Output the data word for word, dropping every image.

* * * * * * *

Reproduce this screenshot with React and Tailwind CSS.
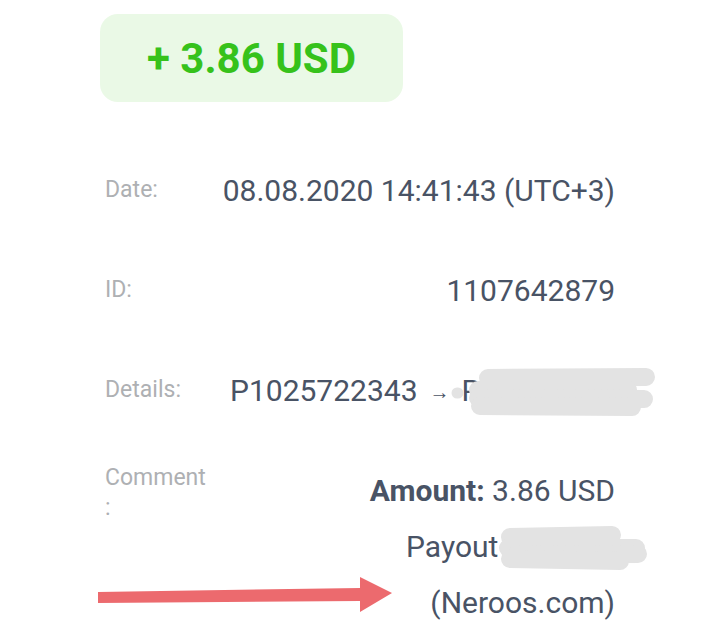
import React from "react";

const rows = [
  { label: "Date:", value: "08.08.2020 14:41:43 (UTC+3)" },
  { label: "ID:", value: "1107642879" },
];

function Blot({ className, w, h, strokes }) {
  // hand-drawn redaction scribble, coords in px
  return (
    <svg className={className} width={w} height={h} viewBox={`0 0 ${w} ${h}`} fill="none">
      {strokes.map(([d, sw], i) => (
        <path key={i} d={d} stroke="#e3e3e3" strokeWidth={sw} strokeLinecap="round" strokeLinejoin="round" />
      ))}
    </svg>
  );
}

export default function App() {
  return (
    <div className="relative w-[720px] h-[622px] overflow-hidden bg-white font-['Roboto',sans-serif]">
      <div className="pl-[100px] pr-[105px] pt-[14px]">
        {/* Amount badge */}
        <div className="w-[303px] h-[88px] rounded-[18px] bg-[#eaf9e6] flex items-center justify-center">
          <span className="text-[42px] font-bold text-[#36c21b]">+ 3.86 USD</span>
        </div>

        <div className="mt-[38px]">
          {rows.map((row) => (
            <div key={row.label} className="h-[100px] flex items-center">
              <div className="w-[120px] pl-[5px] text-[23px] text-[#aeb0b3]">{row.label}</div>
              <div className="flex-1 text-right text-[30px] text-[#495365]">{row.value}</div>
            </div>
          ))}

          {/* Details */}
          <div className="h-[100px] flex items-center">
            <div className="w-[130px] pl-[5px] text-[23px] text-[#aeb0b3]">Details:</div>
            <div className="flex-1 flex items-center text-[30px] text-[#495365] whitespace-nowrap">
              <span>P1025722343</span>
              <span className="text-[20px] mx-[12px] mt-[4px]">→</span>
              <span>P</span>
            </div>
          </div>

          {/* Comment */}
          <div className="flex pt-[23px]">
            <div className="w-[120px] pl-[5px] text-[23px] leading-[30px] text-[#aeb0b3]">
              <div>Comment</div>
              <div>:</div>
            </div>
            <div className="flex-1 text-right text-[30px] leading-[56px] text-[#495365]">
              <div>
                <span className="font-bold">Amount:</span> 3.86 USD
              </div>
              <div className="pr-[99px]">Payout r</div>
              <div>(Neroos.com)</div>
            </div>
          </div>
        </div>
      </div>

      <Blot
        className="absolute left-[450px] top-[366px]"
        w={210}
        h={54}
        strokes={[
          ["M7 27 L8 27", 11],
          ["M38 12 L196 11", 18],
          ["M28 24 L178 24", 18],
          ["M28 32 L194 33", 18],
          ["M30 40 L182 41", 18],
        ]}
      />
      <Blot
        className="absolute left-[496px] top-[524px]"
        w={156}
        h={48}
        strokes={[
          ["M14 13 L116 11", 18],
          ["M12 24 L140 24", 18],
          ["M20 31 L142 30", 18],
          ["M14 35 L124 37", 18],
        ]}
      />

      {/* red pointer arrow */}
      <svg className="absolute left-[96px] top-[570px] w-[300px] h-[50px]" viewBox="0 0 300 50">
        <path d="M2 22 L264 18 L264 7 L296 23 L264 42 L264 31 L2 33 Z" fill="#ec6a6e" />
      </svg>
    </div>
  );
}
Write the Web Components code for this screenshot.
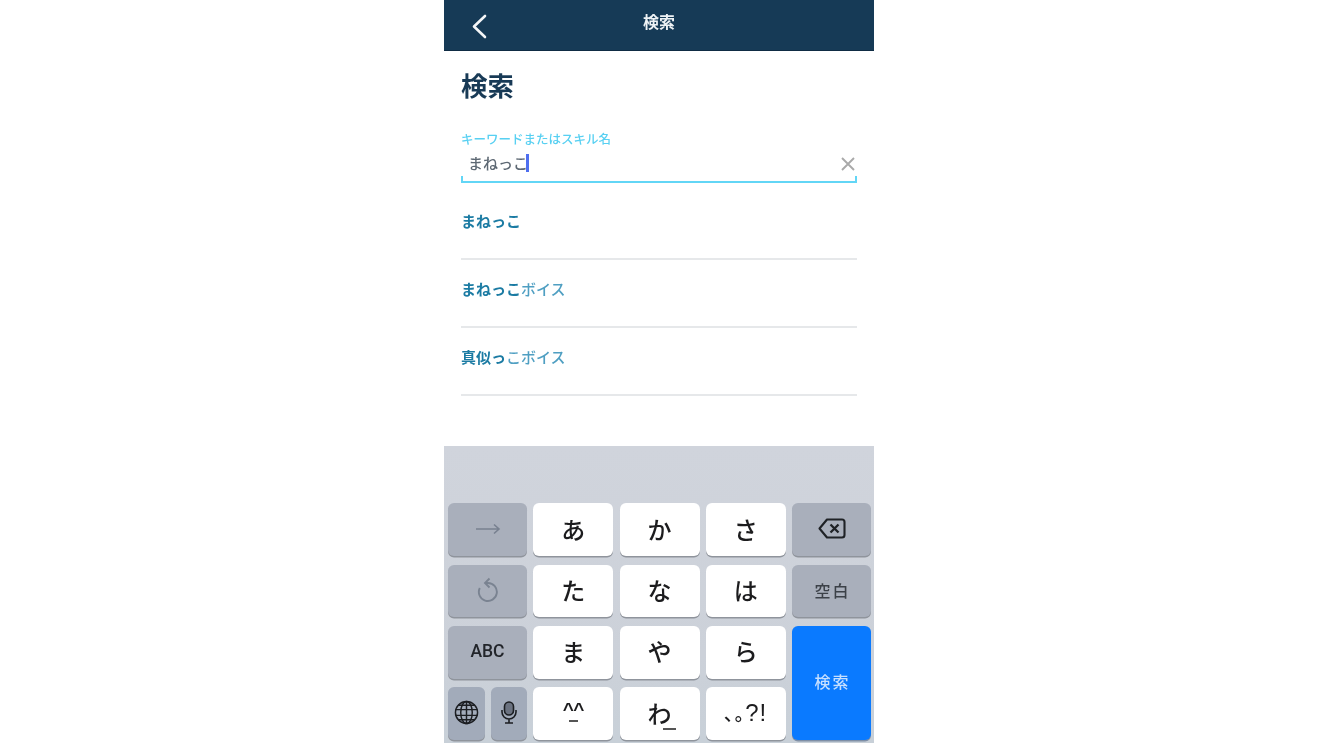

* * * * * * *

**The reply:**
Reproduce this screenshot with React and Tailwind CSS.
import React from "react";

const rows = [
  { label: "Date:", value: "08.08.2020 14:41:43 (UTC+3)" },
  { label: "ID:", value: "1107642879" },
];

function Blot({ className, w, h, strokes }) {
  // hand-drawn redaction scribble, coords in px
  return (
    <svg className={className} width={w} height={h} viewBox={`0 0 ${w} ${h}`} fill="none">
      {strokes.map(([d, sw], i) => (
        <path key={i} d={d} stroke="#e3e3e3" strokeWidth={sw} strokeLinecap="round" strokeLinejoin="round" />
      ))}
    </svg>
  );
}

export default function App() {
  return (
    <div className="relative w-[720px] h-[622px] overflow-hidden bg-white font-['Roboto',sans-serif]">
      <div className="pl-[100px] pr-[105px] pt-[14px]">
        {/* Amount badge */}
        <div className="w-[303px] h-[88px] rounded-[18px] bg-[#eaf9e6] flex items-center justify-center">
          <span className="text-[42px] font-bold text-[#36c21b]">+ 3.86 USD</span>
        </div>

        <div className="mt-[38px]">
          {rows.map((row) => (
            <div key={row.label} className="h-[100px] flex items-center">
              <div className="w-[120px] pl-[5px] text-[23px] text-[#aeb0b3]">{row.label}</div>
              <div className="flex-1 text-right text-[30px] text-[#495365]">{row.value}</div>
            </div>
          ))}

          {/* Details */}
          <div className="h-[100px] flex items-center">
            <div className="w-[130px] pl-[5px] text-[23px] text-[#aeb0b3]">Details:</div>
            <div className="flex-1 flex items-center text-[30px] text-[#495365] whitespace-nowrap">
              <span>P1025722343</span>
              <span className="text-[20px] mx-[12px] mt-[4px]">→</span>
              <span>P</span>
            </div>
          </div>

          {/* Comment */}
          <div className="flex pt-[23px]">
            <div className="w-[120px] pl-[5px] text-[23px] leading-[30px] text-[#aeb0b3]">
              <div>Comment</div>
              <div>:</div>
            </div>
            <div className="flex-1 text-right text-[30px] leading-[56px] text-[#495365]">
              <div>
                <span className="font-bold">Amount:</span> 3.86 USD
              </div>
              <div className="pr-[99px]">Payout r</div>
              <div>(Neroos.com)</div>
            </div>
          </div>
        </div>
      </div>

      <Blot
        className="absolute left-[450px] top-[366px]"
        w={210}
        h={54}
        strokes={[
          ["M7 27 L8 27", 11],
          ["M38 12 L196 11", 18],
          ["M28 24 L178 24", 18],
          ["M28 32 L194 33", 18],
          ["M30 40 L182 41", 18],
        ]}
      />
      <Blot
        className="absolute left-[496px] top-[524px]"
        w={156}
        h={48}
        strokes={[
          ["M14 13 L116 11", 18],
          ["M12 24 L140 24", 18],
          ["M20 31 L142 30", 18],
          ["M14 35 L124 37", 18],
        ]}
      />

      {/* red pointer arrow */}
      <svg className="absolute left-[96px] top-[570px] w-[300px] h-[50px]" viewBox="0 0 300 50">
        <path d="M2 22 L264 18 L264 7 L296 23 L264 42 L264 31 L2 33 Z" fill="#ec6a6e" />
      </svg>
    </div>
  );
}
Write the Web Components code for this screenshot.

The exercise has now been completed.